The principle on which the Basque Executive is based is being pro-active. According to the Secretary General for Social Transition and the 2030 Agenda, the commitment to the agenda is about more than adhesion and formal alignment of our own programmes with the SDGs, “it is a question of the most important aspect of the 2030 Agenda: how our public policies change. This is where their transformative capacity lies. This principle responds to the ambition of the Decade of Action.”
On the methodology, Jonan Fernandez highlighted the need for more concretion and less abstraction in the field of the SDGs. “Moving from words to deeds. The embodiment of tangible projects that bring us closer to their fulfilment,” he said.
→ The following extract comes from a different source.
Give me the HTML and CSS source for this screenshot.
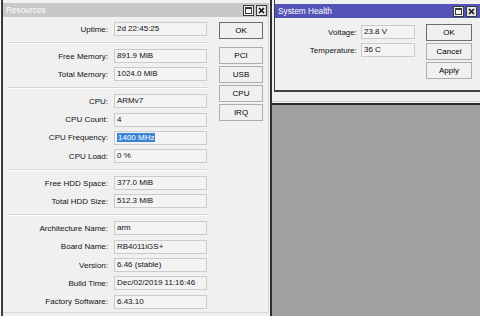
FILE: index.html
```html
<!DOCTYPE html>
<html>
<head>
<meta charset="utf-8">
<link rel="stylesheet" href="styles.css">
</head>
<body>
<div class="screen">
  <section class="win resources">
    <header class="titlebar inactive">
      <span class="title">Resources</span>
      <span class="ctrls">
        <svg class="cb" viewBox="0 0 11 11"><rect x=".5" y=".5" width="10" height="10" fill="#f4f4f4" stroke="#3a3a3a"/><rect x="2.5" y="2.5" width="6" height="6" fill="none" stroke="#3a3a3a"/><line x1="2" y1="3.5" x2="9" y2="3.5" stroke="#3a3a3a"/></svg>
        <svg class="cb" viewBox="0 0 11 11"><rect x=".5" y=".5" width="10" height="10" fill="#e6e6e6" stroke="#3a3a3a"/><path d="M3 3l5 5M8 3l-5 5" stroke="#111" stroke-width="1.6"/></svg>
      </span>
    </header>
    <div class="res-body">
      <div class="form">
        <div class="group">
          <div class="row"><label>Uptime:</label><span class="field">2d 22:45:25</span></div>
        </div>
        <div class="sep"></div>
        <div class="group">
          <div class="row"><label>Free Memory:</label><span class="field">891.9 MiB</span></div>
          <div class="row"><label>Total Memory:</label><span class="field">1024.0 MiB</span></div>
        </div>
        <div class="sep"></div>
        <div class="group">
          <div class="row"><label>CPU:</label><span class="field">ARMv7</span></div>
          <div class="row"><label>CPU Count:</label><span class="field">4</span></div>
          <div class="row"><label>CPU Frequency:</label><span class="field"><span class="sel">1400 MHz</span></span></div>
          <div class="row"><label>CPU Load:</label><span class="field">0 %</span></div>
        </div>
        <div class="sep"></div>
        <div class="group">
          <div class="row"><label>Free HDD Space:</label><span class="field">377.0 MiB</span></div>
          <div class="row"><label>Total HDD Size:</label><span class="field">512.3 MiB</span></div>
        </div>
        <div class="sep"></div>
        <div class="group">
          <div class="row"><label>Architecture Name:</label><span class="field">arm</span></div>
          <div class="row"><label>Board Name:</label><span class="field">RB4011iGS+</span></div>
          <div class="row"><label>Version:</label><span class="field">6.46 (stable)</span></div>
          <div class="row"><label>Build Time:</label><span class="field">Dec/02/2019 11:16:46</span></div>
          <div class="row"><label>Factory Software:</label><span class="field">6.43.10</span></div>
        </div>
      </div>
      <div class="buttons">
        <button class="btn default">OK</button>
        <button class="btn">PCI</button>
        <button class="btn">USB</button>
        <button class="btn">CPU</button>
        <button class="btn">IRQ</button>
      </div>
    </div>
  </section>
  <div class="mdi">
    <div class="mdi-top">
      <section class="win health">
        <header class="titlebar active">
          <span class="title">System Health</span>
          <span class="ctrls">
            <svg class="cb" viewBox="0 0 11 11"><rect x=".5" y=".5" width="10" height="10" fill="#f4f4f4" stroke="#3a3a3a"/><rect x="2.5" y="2.5" width="6" height="6" fill="none" stroke="#3a3a3a"/><line x1="2" y1="3.5" x2="9" y2="3.5" stroke="#3a3a3a"/></svg>
            <svg class="cb" viewBox="0 0 11 11"><rect x=".5" y=".5" width="10" height="10" fill="#e6e6e6" stroke="#3a3a3a"/><path d="M3 3l5 5M8 3l-5 5" stroke="#111" stroke-width="1.6"/></svg>
          </span>
        </header>
        <div class="health-body">
          <div class="hform">
            <div class="row"><label class="hl">Voltage:</label><span class="field hf">23.8 V</span></div>
            <div class="row"><label class="hl">Temperature:</label><span class="field hf">36 C</span></div>
          </div>
          <div class="buttons hbuttons">
            <button class="btn default">OK</button>
            <button class="btn">Cancel</button>
            <button class="btn">Apply</button>
          </div>
        </div>
      </section>
    </div>
  </div>
</div>
</body>
</html>
```

FILE: styles.css
```css
body {
  margin: 0;
  background: #fff;
  font-family: "Liberation Sans", Arial, sans-serif;
  font-size: 8px;
  color: #111;
}
.screen {
  display: flex;
  width: 480px;
  height: 316px;
  overflow: hidden;
}
.resources {
  box-sizing: border-box;
  width: 271px;
  margin-left: 1px;
  height: 316px;
  border-left: 2px solid #3a3a3a;
  border-right: 2px solid #2e2e2e;
  background: #f0f0f0;
  display: flex;
  flex-direction: column;
  padding-top: 3px;
  padding-right: 1px;
}
.titlebar {
  flex: none;
  height: 14px;
  display: flex;
  align-items: center;
  justify-content: space-between;
  padding-left: 3px;
  padding-right: 2px;
  color: #fff;
  font-size: 8.3px;
}
.titlebar.inactive { background: #c8c8c8; }
.titlebar.active { background: #5454b8; }
.ctrls { display: flex; gap: 2px; }
.cb { width: 11px; height: 11px; display: block; }

.res-body {
  flex: 1;
  display: flex;
  align-items: flex-start;
  padding: 5px 5px 0 0;
  border-right: 1px solid #d9d9d9;
  border-bottom: 1px solid #d9d9d9;
  margin-bottom: 3px;
}
.form {
  width: 204px;
  display: flex;
  flex-direction: column;
}
.group {
  display: flex;
  flex-direction: column;
  gap: 4.3px;
}
.row {
  display: flex;
  align-items: center;
  height: 14px;
  gap: 6px;
}
.row label {
  width: 105px;
  text-align: right;
  white-space: nowrap;
}
.field {
  box-sizing: border-box;
  width: 93px;
  height: 14px;
  border: 1px solid #cbcbcb;
  background: #f3f3f3;
  padding-left: 2px;
  line-height: 12px;
  white-space: nowrap;
  overflow: hidden;
}
.sel {
  background: #3d84d6;
  color: #fff;
  padding: 0 1px;
}
.sep {
  height: 0;
  border-top: 1px solid #d6d6d6;
  border-bottom: 1px solid #fff;
  margin: 6px -1px 5px 5px;
}
.buttons {
  margin-left: 12px;
  width: 44px;
  display: flex;
  flex-direction: column;
  gap: 2px;
}
.btn {
  box-sizing: border-box;
  height: 17px;
  border: 1px solid #adadad;
  background: #f0f0f0;
  font: inherit;
  color: #000;
  padding: 0;
}
.btn.default {
  border-color: #6c6c6c;
  margin-bottom: 6px;
}

.mdi {
  flex: 1;
  display: flex;
  flex-direction: column;
  background: #a0a0a0;
}
.mdi-top {
  height: 103px;
  background: #f0f0f0;
  border-bottom: 2px solid #2a2a2a;
  box-shadow: inset 0 -1px 0 #f0f0f0, inset 0 -2px 0 #d3d3d3;
}
.health {
  box-sizing: border-box;
  margin-left: 2px;
  height: 92px;
  border-left: 1px solid #3c3c3c;
  border-bottom: 2px solid #404040;
  padding-top: 4px;
  background: #f0f0f0;
  display: flex;
  flex-direction: column;
}
.health .titlebar { padding-right: 3px; }
.health-body {
  display: flex;
  align-items: flex-start;
  padding-top: 7px;
}
.hform {
  display: flex;
  flex-direction: column;
  gap: 4px;
}
.row .hl { width: 82px; }
.hform .row { gap: 4px; }
.field.hf { width: 54px; }
.hbuttons {
  margin-left: 11px;
  margin-top: -1px;
  width: 46px;
}
.hbuttons .btn.default { margin-bottom: 0; }
```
This is why, he said, that the Basque Government has opted for a scheme of regional commitments and emblematic projects.
In order to strengthen the degree of compliance with the Sustainable Development Goals, in the words of the Secretary-General, there is also a need for a system of basic infrastructures that commit to developing the SDGs. From the Basque experience, there are at least five such infrastructures:
- having an express and specific management and coordination body for the SDGs within the structure of each local, regional and state government. In the Basque Government, a General Secretariat of Agenda 2030 has been created, located within the Presidency.
- Second infrastructure. A strategic planning document from the Legislature with principles, criteria, objectives, a calendar, an action plan and an annual evaluation of compliance with objectives.
- Third infrastructure. Having its own panel of indicators that are adapted to the reality itself and, along with this the preparation of Voluntary Annual Monitoring Reports.
- Fourth infrastructure. To set up an inter-institutional and social governance structure, with a rigorous methodology of operation, through the definition of objectives, reports and annual management plans. A multilevel and multi-actor management body of the 2030 Agenda.
- Fifth infrastructure. To promote a program of dissemination and social extension to share the meaning of the SDGs with society, as well as their importance and usefulness, through information campaigns, courses, guides or educational tools, among others things.
Finally, there is a proposal aimed at society which complements this model of location and governance. This is how the Secretary General for Social Transition and the 2030 Agenda explained that the Basque Government has presented the 2030 Agenda to Basque society as a proposal for a new social contract. This philosophy assumes and fully develops objective 17 of the 2030 Agenda: “Partnerships to achieve the objectives.” The first is the local civic alliance.
Jonan Fernandez concluded his speech by recalling that the SDGs constitute an historic opportunity of universal projection to provide clear content for renewing the social contract in a changing, crisis-ridden world. In addition, he reaffirmed the commitment of the Basque Government to try and promote this model of localisation and governance in collaboration with Local 2030, the headquarters of the Secretariat of the United Nations Local Coalition 2030 located in the Basque Country.